Wednesday, April 29, 2009

The right-sized cricketer

I am not too impressed when the diminutive Parthiv Patel or Gautam Gambhir make acrobatic leaps into the air and drop to terra firma while holding a catch, but I am simply astounded when I see big-made cricketers such as Mathew Hayden or Andrew Symonds scrambling to the crease by hitting the ground and skidding across. It calls for stupendous effort, I think.

Normally, agility is traded off against muscle strength, but these Aussies have broken the rule, through sheer hard work and training.

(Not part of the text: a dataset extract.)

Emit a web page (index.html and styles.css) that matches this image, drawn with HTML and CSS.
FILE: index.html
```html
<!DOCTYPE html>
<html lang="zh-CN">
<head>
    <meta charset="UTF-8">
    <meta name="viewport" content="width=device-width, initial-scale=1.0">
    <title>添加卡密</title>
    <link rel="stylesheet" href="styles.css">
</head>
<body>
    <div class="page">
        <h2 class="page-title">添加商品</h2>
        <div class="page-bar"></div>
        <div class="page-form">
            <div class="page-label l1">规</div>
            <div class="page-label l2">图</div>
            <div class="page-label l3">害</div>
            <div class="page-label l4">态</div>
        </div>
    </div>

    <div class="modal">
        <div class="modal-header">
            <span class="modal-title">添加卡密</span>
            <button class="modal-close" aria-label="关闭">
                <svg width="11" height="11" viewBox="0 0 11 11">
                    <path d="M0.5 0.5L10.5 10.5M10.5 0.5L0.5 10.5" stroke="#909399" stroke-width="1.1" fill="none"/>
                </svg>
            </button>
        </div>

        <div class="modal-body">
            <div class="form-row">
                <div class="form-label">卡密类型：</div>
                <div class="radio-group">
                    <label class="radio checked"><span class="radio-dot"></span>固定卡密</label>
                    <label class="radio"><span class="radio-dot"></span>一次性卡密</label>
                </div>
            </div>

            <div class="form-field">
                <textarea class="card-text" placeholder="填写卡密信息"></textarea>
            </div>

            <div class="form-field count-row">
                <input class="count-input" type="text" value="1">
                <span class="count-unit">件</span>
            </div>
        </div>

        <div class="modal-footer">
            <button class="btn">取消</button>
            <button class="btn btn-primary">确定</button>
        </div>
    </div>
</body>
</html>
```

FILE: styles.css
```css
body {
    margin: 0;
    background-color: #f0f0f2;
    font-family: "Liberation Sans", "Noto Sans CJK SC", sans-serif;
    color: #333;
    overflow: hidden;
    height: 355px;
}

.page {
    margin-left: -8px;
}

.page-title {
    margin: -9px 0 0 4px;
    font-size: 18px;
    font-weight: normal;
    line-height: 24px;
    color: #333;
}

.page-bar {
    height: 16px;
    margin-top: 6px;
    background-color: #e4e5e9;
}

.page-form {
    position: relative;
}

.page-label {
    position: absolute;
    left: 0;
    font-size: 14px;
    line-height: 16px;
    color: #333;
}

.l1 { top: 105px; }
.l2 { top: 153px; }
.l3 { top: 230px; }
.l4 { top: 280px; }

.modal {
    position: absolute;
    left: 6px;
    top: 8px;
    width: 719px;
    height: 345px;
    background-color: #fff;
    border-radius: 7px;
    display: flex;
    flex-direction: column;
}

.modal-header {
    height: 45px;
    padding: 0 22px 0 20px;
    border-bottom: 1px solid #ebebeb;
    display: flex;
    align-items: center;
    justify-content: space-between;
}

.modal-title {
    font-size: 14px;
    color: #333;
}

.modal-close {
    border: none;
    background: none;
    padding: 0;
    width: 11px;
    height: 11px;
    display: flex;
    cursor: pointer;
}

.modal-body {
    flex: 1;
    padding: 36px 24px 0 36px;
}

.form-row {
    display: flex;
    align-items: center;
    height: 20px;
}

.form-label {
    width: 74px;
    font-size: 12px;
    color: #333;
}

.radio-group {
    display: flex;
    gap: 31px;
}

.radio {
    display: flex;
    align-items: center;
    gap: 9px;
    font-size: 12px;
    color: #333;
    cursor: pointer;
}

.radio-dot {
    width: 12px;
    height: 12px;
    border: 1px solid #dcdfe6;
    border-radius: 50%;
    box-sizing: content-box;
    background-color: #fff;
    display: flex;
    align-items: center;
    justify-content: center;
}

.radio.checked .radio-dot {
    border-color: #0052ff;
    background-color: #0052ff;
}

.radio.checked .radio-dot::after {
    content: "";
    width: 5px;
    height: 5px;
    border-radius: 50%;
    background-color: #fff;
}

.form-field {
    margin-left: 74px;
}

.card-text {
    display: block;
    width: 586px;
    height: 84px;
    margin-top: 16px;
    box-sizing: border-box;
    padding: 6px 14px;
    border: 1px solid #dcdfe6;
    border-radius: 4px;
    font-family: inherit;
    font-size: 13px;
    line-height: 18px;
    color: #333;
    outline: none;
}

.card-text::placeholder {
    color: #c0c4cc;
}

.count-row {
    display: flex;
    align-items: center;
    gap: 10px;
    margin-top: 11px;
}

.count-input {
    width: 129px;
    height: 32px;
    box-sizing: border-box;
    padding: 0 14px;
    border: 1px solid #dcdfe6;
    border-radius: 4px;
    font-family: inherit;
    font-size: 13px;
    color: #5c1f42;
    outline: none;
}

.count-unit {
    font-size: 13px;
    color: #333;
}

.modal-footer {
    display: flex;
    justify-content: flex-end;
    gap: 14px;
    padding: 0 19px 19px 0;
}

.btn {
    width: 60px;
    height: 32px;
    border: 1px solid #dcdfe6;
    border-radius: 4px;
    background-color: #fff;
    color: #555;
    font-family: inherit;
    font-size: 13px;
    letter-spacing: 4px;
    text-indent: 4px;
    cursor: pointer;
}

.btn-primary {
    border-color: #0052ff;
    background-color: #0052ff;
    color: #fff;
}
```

I remember reading a brilliant piece by J.B.S.Haldane ( I found an online version here) in which he had talked about the optimal size for every type of animal and why it was so:

"Let us take the most obvious of possible cases, and consider a giant man sixty feet high—about the height of Giant Pope and Giant Pagan in the illustrated Pilgrim’s Progress of my childhood. These monsters were not only ten times as high as Christian, but ten times as wide and ten times as thick, so that their total weight was a thousand times his, or about eighty to ninety tons. Unfortunately the cross sections of their bones were only a hundred times those of Christian, so that every square inch of giant bone had to support ten times the weight borne by a square inch of human bone. As the human thigh-bone breaks under about ten times the human weight, Pope and Pagan would have broken their thighs every time they took a step.

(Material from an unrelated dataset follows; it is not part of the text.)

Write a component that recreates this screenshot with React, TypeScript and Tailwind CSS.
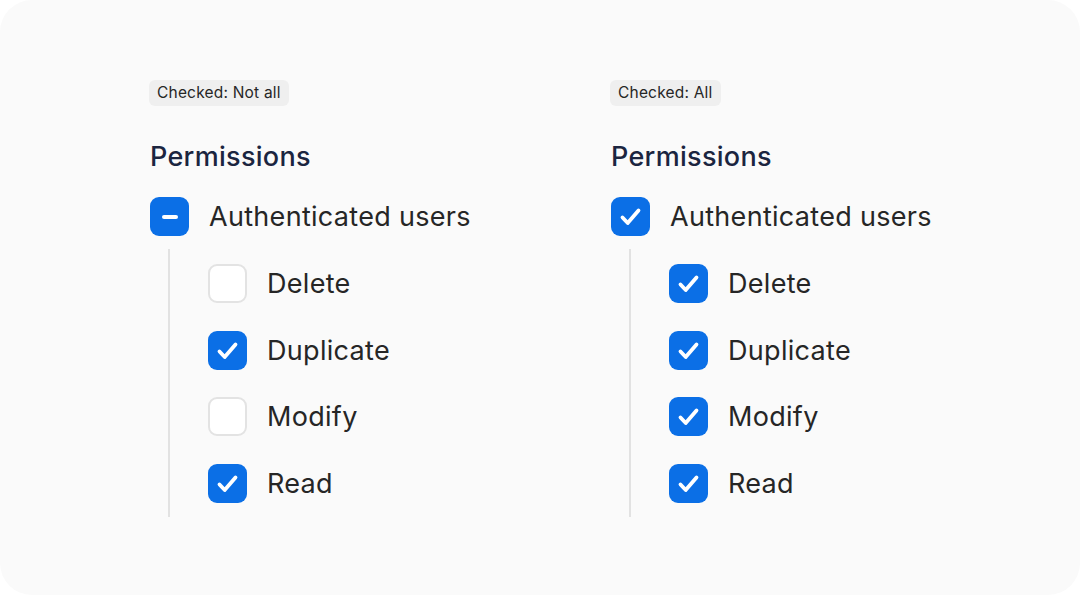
import { Fragment } from "react";

type State = "on" | "off" | "mixed";

function Box({ state }: { state: State }) {
  if (state === "off") {
    return <span className="block w-[39px] h-[39px] shrink-0 rounded-[9px] border-2 border-[#e3e3e3] bg-white" />;
  }
  return (
    <span className="flex items-center justify-center w-[39px] h-[39px] shrink-0 rounded-[9px] bg-[#0b6fe6]">
      {state === "mixed" ? (
        <span className="block w-[16px] h-[4px] rounded-full bg-white" />
      ) : (
        <svg width="39" height="39" viewBox="0 0 39 39" fill="none">
          <path d="M11.5 20.5l5.2 5.5L27.5 13.5" stroke="white" strokeWidth="3.8" strokeLinecap="round" strokeLinejoin="round" />
        </svg>
      )}
    </span>
  );
}

function Row({ state, label }: { state: State; label: string }) {
  return (
    <div className="flex items-center gap-[20px] h-[39px]">
      <Box state={state} />
      <span className="text-[27px] leading-none text-[#262626] tracking-[0.3px]">{label}</span>
    </div>
  );
}

const items = ["Delete", "Duplicate", "Modify", "Read"];

function Group({ badge, parent, children }: { badge: string; parent: State; children: State[] }) {
  return (
    <div className="flex flex-col w-[461px]">
      <div className="self-start -ml-[1px] h-[26px] px-[8px] flex items-center rounded-[6px] bg-[#efefef] text-[15.5px] tracking-[0.2px] text-[#262626]">
        {badge}
      </div>
      <h2 className="mt-[35px] text-[27px] leading-[32px] font-medium tracking-[0.3px] text-[#1b2540]">Permissions</h2>
      <div className="mt-[24px]">
        <Row state={parent} label="Authenticated users" />
      </div>
      <div className="mt-[13px] ml-[18px] border-l-2 border-[#e2e2e2] pl-[38px] pt-[15px] pb-[14px] flex flex-col gap-[27.67px]">
        {items.map((it, i) => (
          <Fragment key={it}>
            <Row state={children[i]} label={it} />
          </Fragment>
        ))}
      </div>
    </div>
  );
}

export default function App() {
  return (
    <div className="w-[1080px] h-[595px] bg-white" style={{ fontFamily: "Inter, 'Noto Sans', sans-serif" }}>
      <div className="w-full h-full rounded-[32px] bg-[#fafafa] pl-[150px] pt-[80px] flex">
        <Group badge="Checked: Not all" parent="mixed" children={["off", "on", "off", "on"]} />
        <Group badge="Checked: All" parent="on" children={["on", "on", "on", "on"]} />
      </div>
    </div>
  );
}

Gravity, a mere nuisance to Christian, was a terror to Pope, Pagan, and Despair. To the mouse and any smaller animal it presents practically no dangers. You can drop a mouse down a thousand-yard mine shaft; and, on arriving at the bottom, it gets a slight shock and walks away, provided that the ground is fairly soft. A rat is killed, a man is broken, a horse splashes. For the resistance presented to movement by the air is proportional to the surface of the moving object. Divide an animal’s length, breadth, and height each by ten; its weight is reduced to a thousandth, but its surface only to a hundredth. So the resistance to falling in the case of the small animal is relatively ten times greater than the driving force. "

Ok, Hayden is not a thousand times as heavy as Parthiv is and is not dropping down from the third floor, but still you can't take away the fact that with his bulk, the resistance to his falling is much higher and he carries a considerably higher risk of injury. So, his commitment is that much more commendable.

1 comment:

Viky said...

This was interesting.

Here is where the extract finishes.